Aristotle also discusses ‘topics’. They are the lines of argument that he discusses at length in the work entitled Topics and more briefly in Rhetoric 2.23-24. In the latter place, twenty-eight valid topics and ten fallacious ones are listed. Twice Aristotle makes explicit reference to the Topics. The first occurs in regard to the topic ‘from different senses’ (1398a28-29) and the second in regard to that ‘from the parts’ (1399a6-7). If there is a problem here, it concerns the composition of the Rhetoric. When Aristotle first introduces the enthymeme and the example in Rhetoric 1.2, he recognizes two sources from which enthymemes are constructed: topics and subject-specific premises (1358a1-32). Topics are spoken of as common, but in this use ‘common’ does not refer to the premises that are common to the three kinds of rhetoric and discussed in 2.19. That is clear from the fact that topics are said to be applicable to many different subjects - all subjects (1358a32) - including physics (1358a10-14), which is not an area covered by rhetoric.
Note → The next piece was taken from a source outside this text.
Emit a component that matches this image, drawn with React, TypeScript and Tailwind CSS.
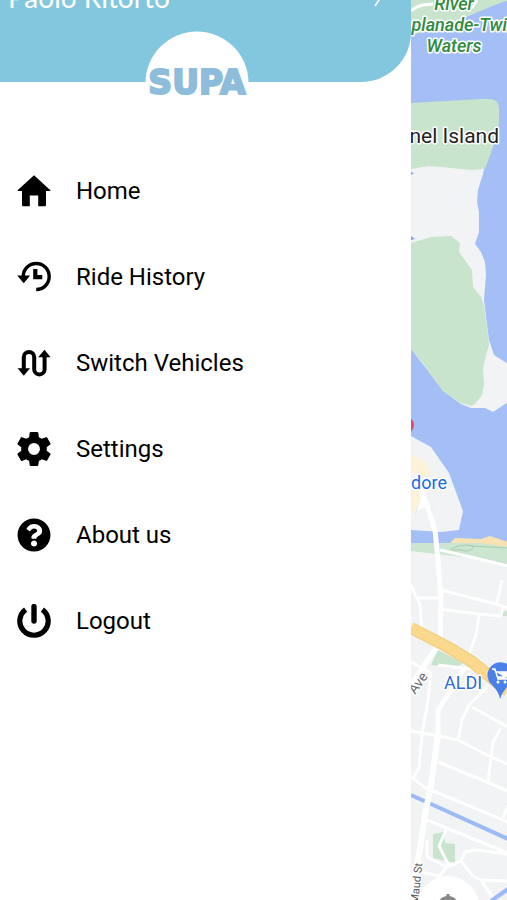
import type { ReactNode } from "react";
import { FaQuestionCircle } from "react-icons/fa";
import { IoSettingsSharp } from "react-icons/io5";

function HomeIcon() {
  return (
    <svg viewBox="0 0 34 34" className="size-[34px]" fill="currentColor" aria-hidden="true">
      <path d="M17 1.200 33.400 16.200q.4.800-.6.800H29v14q0 1.200-1.200 1.200H21.200V21.500h-8.400v10.700H6.200Q5 32.200 5 31V17H1.200q-1 0-.6-.800z" />
    </svg>
  );
}

function HistoryIcon() {
  return (
    <svg viewBox="0 0 34 34" className="size-[34px]" fill="none" stroke="currentColor" aria-hidden="true">
      <path d="M6.200 16.500a13 13 0 1 1 13 13" strokeWidth="3.400" />
      <path d="M.2 15.500h13L6.700 23.200z" fill="currentColor" stroke="none" />
      <path d="M18.300 9v8.200h7" strokeWidth="4.200" />
    </svg>
  );
}

function SwitchIcon() {
  return (
    <svg viewBox="0 0 34 34" className="size-[34px]" fill="none" stroke="currentColor" aria-hidden="true">
      <path d="M6.800 25V11.200a5.200 5.200 0 0 1 10.400 0v12a5.200 5.200 0 0 0 10.400 0V9" strokeWidth="4" />
      <path d="M.6 22.300h12.400L6.800 29.800zM21.200 11.200h12.400L27.500 3.800z" fill="currentColor" stroke="none" />
    </svg>
  );
}

function PowerIcon() {
  return (
    <svg viewBox="0 0 34 34" className="size-[34px]" fill="none" stroke="currentColor" aria-hidden="true">
      <path d="M8.600 5.600a14.200 14.200 0 1 0 16.800 0" strokeWidth="5.200" />
      <path d="M17 2.500v14.500" strokeWidth="5.400" strokeLinecap="round" />
    </svg>
  );
}

const items: { label: string; icon: ReactNode }[] = [
  { label: "Home", icon: <HomeIcon /> },
  { label: "Ride History", icon: <HistoryIcon /> },
  { label: "Switch Vehicles", icon: <SwitchIcon /> },
  { label: "Settings", icon: <IoSettingsSharp size={38} className="shrink-0" /> },
  { label: "About us", icon: <FaQuestionCircle size={34} /> },
  { label: "Logout", icon: <PowerIcon /> },
];

function Logo() {
  return (
    <svg
      viewBox="0 0 108 104"
      role="img"
      aria-label="SUPA"
      className="absolute top-[31px] left-[35%] h-[104px] w-[108px]"
    >
      <circle cx="53" cy="52" r="51.500" fill="#fff" />
      <text
        x="53"
        y="63"
        textAnchor="middle"
        className="font-['DejaVu_Sans',sans-serif] text-[33px] font-bold"
        fill="#8dbddb"
        stroke="#8dbddb"
        strokeWidth="2"
      >
        SUPA
      </text>
    </svg>
  );
}

function MapView() {
  return (
    <svg
      className="block h-full w-full bg-[#a3bff5] font-['Roboto',sans-serif]"
      role="img"
      aria-label="Map"
    >
      {/* esplanade and islands */}
      <path d="M0 0H97L84 5 60 15 30 28 0 35Z" fill="#c8e4cc" />
      <path d="M0 11Q7 4 22 4M66 0 61 8" fill="none" stroke="#fff" strokeWidth="3" />
      <path d="M0 165H74L72 174 67 190 66 202 68 212 68 232 64 244 70 252 74 262 75 275 73 300 78 340 83 355 97 364V402L82 412 74 408 60 408 50 404 32 391 18 372 0 349Z" fill="#f1f3f4" />
      <path d="M0 103 70 99H80Q88 100 88 108V122Q86 140 82 147L74 169 60 170 30 167 18 166 0 169Z" fill="#c8e4cc" />
      <path d="M0 243 20 237 40 236 49 243 48 252 61 270 62 287 70 297 73 305 77 335 78 345 75 355 72 368 73 385 71 395 64 404 60 406 50 403 42 398 32 391 10 361 0 349Z" fill="#c8e4cc" />
      <path d="M0 172l3 1-3 2zM0 236l4 3-4 1z" fill="#7fa3ee" />
      <circle cx="-6" cy="425" r="9" fill="#e04c6b" />
      {/* mainland */}
      <path d="M0 436 20 447 38 473 52 511 48 530 30 532 0 530Z" fill="#f1f3f4" />
      <path d="M0 455 12 460 20 472 14 477 0 472ZM0 485 10 490 11 502 4 510 0 513Z" fill="#fbf2d8" />
      <path d="M0 543H39L70 542 97 547V900H0Z" fill="#f1f3f4" />
      <path d="M0 543H39L70 541 97 545V567L60 558 0 551Z" fill="#cbe5d0" />
      <path d="M39 543 44 538 70 539 79 536 97 542V547L70 543Z" fill="#f8e2b2" />
      <path d="M39 550q10-7 23-4 2 4-8 5-8-3-14 1M60 546l37 2" fill="none" stroke="#a9ccb2" strokeWidth="1" />
      <path d="M20 665 27 650 52 663 47 667ZM92 612l5-2v6h-5zM22 834 33 832 34 843 44 844V863L22 858Z" fill="#c8e4cc" />
      <g fill="none" stroke="#fff" strokeLinejoin="round" strokeWidth="3">
        <path d="M29 550 60 557 97 566M30 590 85 604 97 608M29 609 67 614 90 616 92 607M5 598H29M0 585 9 605 11 632M91 580 86 603M68 615 65 635 57 657" />
        <path d="M0 662 20 673 17 700 11 735 8 768 2 778M60 669 27 665M77 686 58 705 51 720 47 740M61 707 97 727M0 731 28 736 47 740 80 757 97 764M90 728 82 742 77 782" />
        <path d="M27 762 76 782 97 791M0 777 15 788 97 822M97 805l-5 13M16 820 60 838 97 853M35 830 28 846 38 866M16 840V857L36 867 50 861 54 852 65 850 97 854M50 861 62 876 70 880 97 881M70 880 82 898M36 867 28 876 10 872" />
        <path d="M10 490 15 503 24 530 27 560 30 600 29 645" strokeWidth="5" />
        <path d="M25 648 0 685M53 668 40 690 27 710 27 740" strokeWidth="5" />
      </g>
      <path d="M4 513 11 502 22 510" fill="none" stroke="#e0e3e5" strokeWidth="1" />
      <path d="M10 498l8 5 2 6-6-2-8 4z" fill="#fff" />
      <path d="M0 628 35 646 60 661 97 691" fill="none" stroke="#f3cc78" strokeWidth="12" />
      <path d="M0 628 35 646 60 661 97 691" fill="none" stroke="#fad98f" strokeWidth="10" />
      <path d="M0 795 20 804 97 839M80 901 97 889" fill="none" stroke="#9cbaf5" strokeWidth="4" />
      <path d="M27 735 20 785 14 815 8 855 5 868 0 900" fill="none" stroke="#fff" strokeWidth="6" />
      {/* place labels */}
      <g stroke="#fff" strokeWidth="3" strokeLinejoin="round" paintOrder="stroke">
        <g className="text-[18px] font-medium italic" fill="#2f8a3e" textAnchor="middle">
          <text x="43" y="10">River</text>
          <text x="53" y="31">planade-Twin</text>
          <text x="43" y="52">Waters</text>
        </g>
        <text x="88" y="143" textAnchor="end" className="text-[21px]" fill="#1f2124">nel Island</text>
        <text x="36" y="489" textAnchor="end" className="text-[18px]" fill="#1a6be0">rdore</text>
        <text x="33" y="689" className="text-[18px]" fill="#2f6ae0">ALDI</text>
        <text transform="translate(4 695) rotate(-54)" className="text-[14px]" fill="#666a6e">Ave</text>
        <text transform="translate(7 904) rotate(-84)" className="text-[11px]" fill="#55595d">Maud St</text>
      </g>
      {/* supermarket pin */}
      <path d="M89 699Q88 692 81 685A13 13 0 1 1 98 685Q91 692 89 699Z" fill="#4b80e8" />
      <path d="M81 669h3l3 10h9M85 672h12l-2 5h-9" fill="#fff" stroke="#fff" strokeWidth="1.500" />
      <circle cx="87" cy="682" r="1.500" fill="#fff" />
      <circle cx="94" cy="682" r="1.500" fill="#fff" />
      {/* locate control */}
      <circle cx="37" cy="907" r="31" fill="#fff" />
      <circle cx="37" cy="907" r="11" fill="#888" />
      <path d="M37 894v6" stroke="#888" strokeWidth="3" />
    </svg>
  );
}

export default function App() {
  return (
    <div className="flex h-screen overflow-hidden bg-white font-['Roboto',sans-serif] text-black">
      <aside className="relative flex w-[81%] shrink-0 flex-col bg-white">
        <header className="h-[82px] shrink-0 overflow-hidden rounded-br-[50px] bg-[#83c7de]">
          <button
            type="button"
            className="-mt-[19px] flex w-full items-center justify-between pr-7 pl-2 text-left font-['Lato',sans-serif] text-[28px] leading-8 text-white"
          >
            <span>Paolo Ritorto</span>
            <svg viewBox="0 0 10 20" className="h-5 w-2.5" fill="none" stroke="currentColor" strokeWidth="1.500" aria-hidden="true">
              <path d="M2 1 8 10 2 19" />
            </svg>
          </button>
        </header>
        <Logo />
        <nav className="mt-[66px]">
          <ul>
            {items.map((item) => (
              <li key={item.label}>
                <button
                  type="button"
                  className="flex h-[86px] w-full items-center gap-6 px-4 text-left text-[24px] leading-8"
                >
                  <span className="flex w-9 justify-center">{item.icon}</span>
                  <span>{item.label}</span>
                </button>
              </li>
            ))}
          </ul>
        </nav>
      </aside>
      <main className="min-w-0 flex-1">
        <MapView />
      </main>
    </div>
  );
}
However, when Aristotle turns in 1.3 to discuss the three kinds of rhetoric, he introduces the subject-specific premises and ignores topics (1359a11-26). That may be intelligible, for topics are not subject-specific. But later in a transitional passage, Aristotle summarizes what he has accomplished and what he needs to do to complete his project. Here again there is no mention of topics. Rather he tells us that he has discussed subject-specific premises and still needs to discuss common premises, the enthymeme and example. After that, he asserts, his project will be completed (2.18 1391b23-1392a4). That is curious not only because he omits any reference to topics but also because his treatment of topics is still to come. The difficulties here are real and most likely the product of two related factors. Different portions of the Rhetoric were composed at different times, and whoever combined them into the treatise that we know - whether Aristotle himself or a later editor or both - did less than perfect editing.